Now we will write the training and testing loops. This process should be much faster than training from scratch because we are only updating the weights of the small classifier part of the network.

**Your Task:** Complete the training and testing loops.

In [None]:
def train(epoch):
    print(f'Epoch: {epoch}')
    model.train()
    train_loss = 0
    correct = 0
    total = 0
    for batch_idx, (inputs, targets) in enumerate(trainloader):
        inputs, targets = inputs.to(device), targets.to(device)
        
        # TODO: Complete the training steps (zero grad, forward, loss, backward, step)
        raise NotImplementedError("Implement the training steps.")

        train_loss += loss.item()
        _, predicted = outputs.max(1)
        total += targets.size(0)
        correct += predicted.eq(targets).sum().item()

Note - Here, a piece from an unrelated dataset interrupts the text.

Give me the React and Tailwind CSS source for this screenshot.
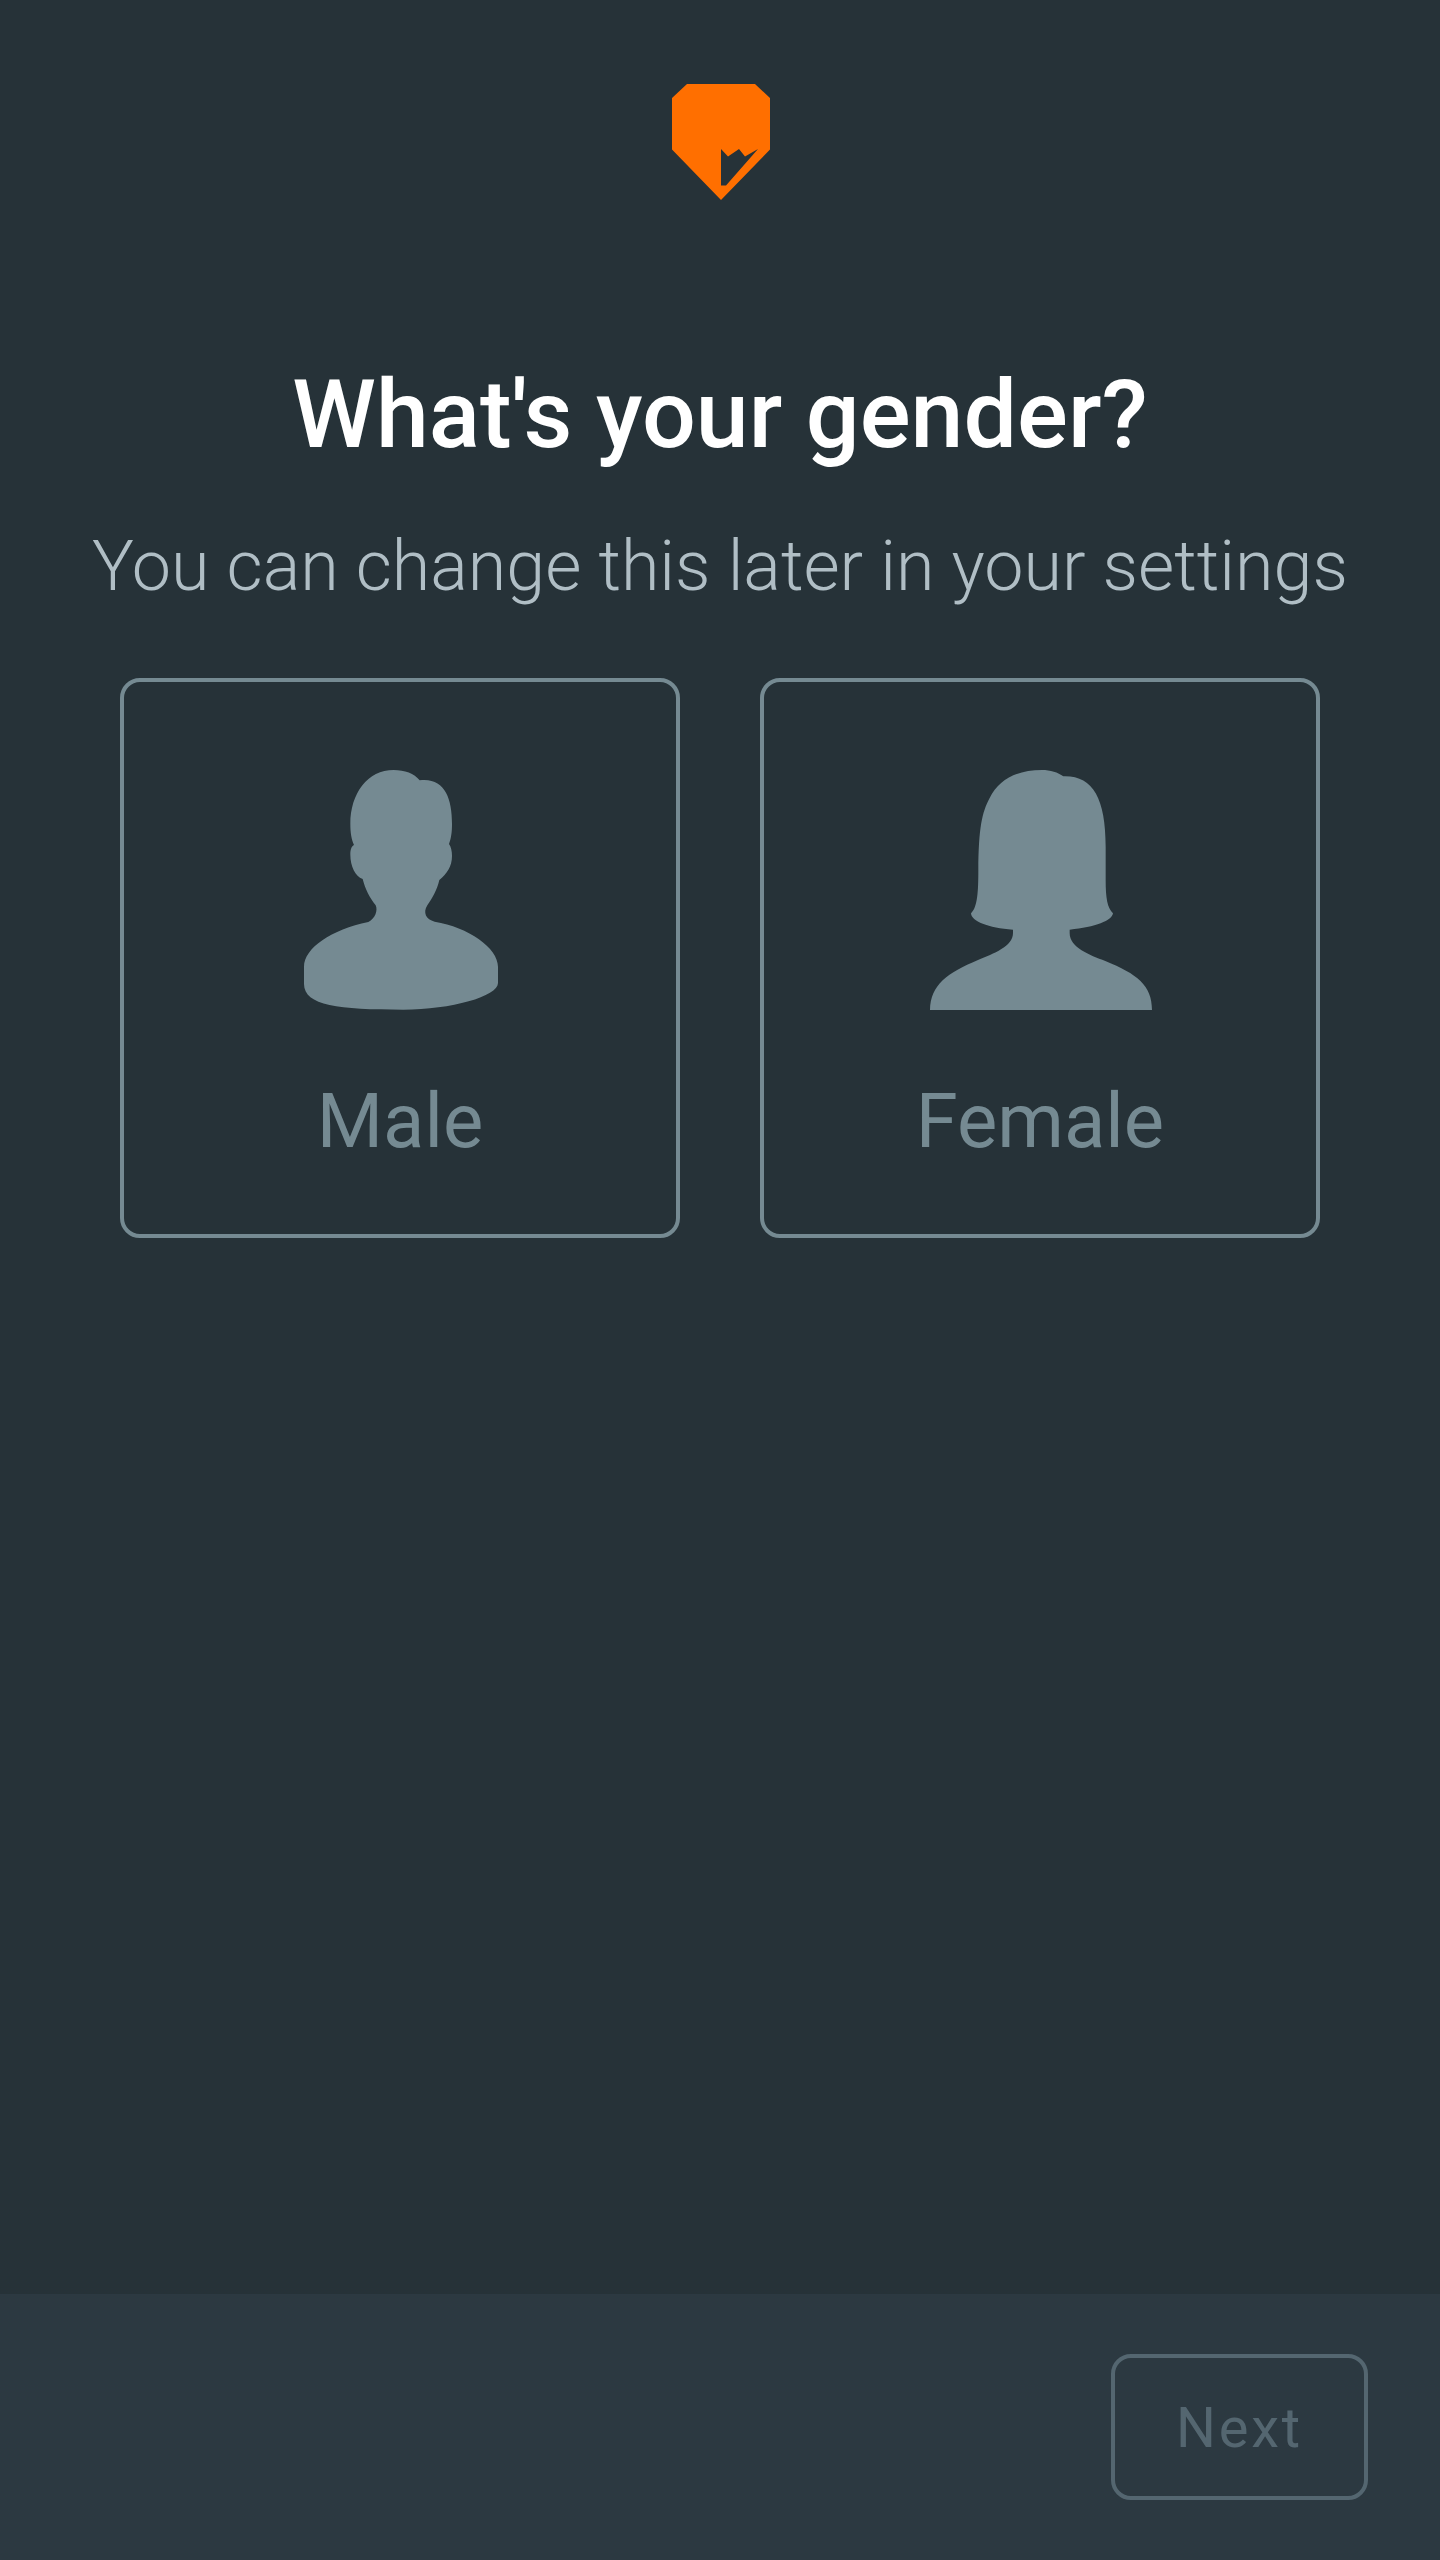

        if batch_idx % 100 == 0:
            print(f'Loss: {train_loss/(batch_idx+1):.3f} | Acc: {100.*correct/total:.3f}% ({correct}/{total})')

def test():
    model.eval()
    test_loss = 0
    correct = 0
    total = 0
    with torch.no_grad():
        for batch_idx, (inputs, targets) in enumerate(testloader):
            inputs, targets = inputs.to(device), targets.to(device)
            # TODO: Complete the testing steps (forward pass and loss calculation)
            raise NotImplementedError("Implement the testing steps.")

            test_loss += loss.item()
            _, predicted = outputs.max(1)
            total += targets.size(0)
            correct += predicted.eq(targets).sum().item()

    print(f'Test Loss: {test_loss/len(testloader):.3f} | Test Acc: {100.*correct/total:.3f}%')

for epoch in range(3): # Train for 3 epochs for demonstration
    train(epoch)
    test()

## 6. Bonus Questions

1.  What happens if you don't freeze the convolutional layers? How does it affect training time and accuracy? (Hint: You would pass `model.parameters()` to the optimizer).
2.  Try fine-tuning more than just the classifier. For example, unfreeze the last convolutional block of `model.features` and add its parameters to the optimizer. You might want to use a smaller learning rate for these layers.
3.  Experiment with a different pretrained model, like `resnet18`.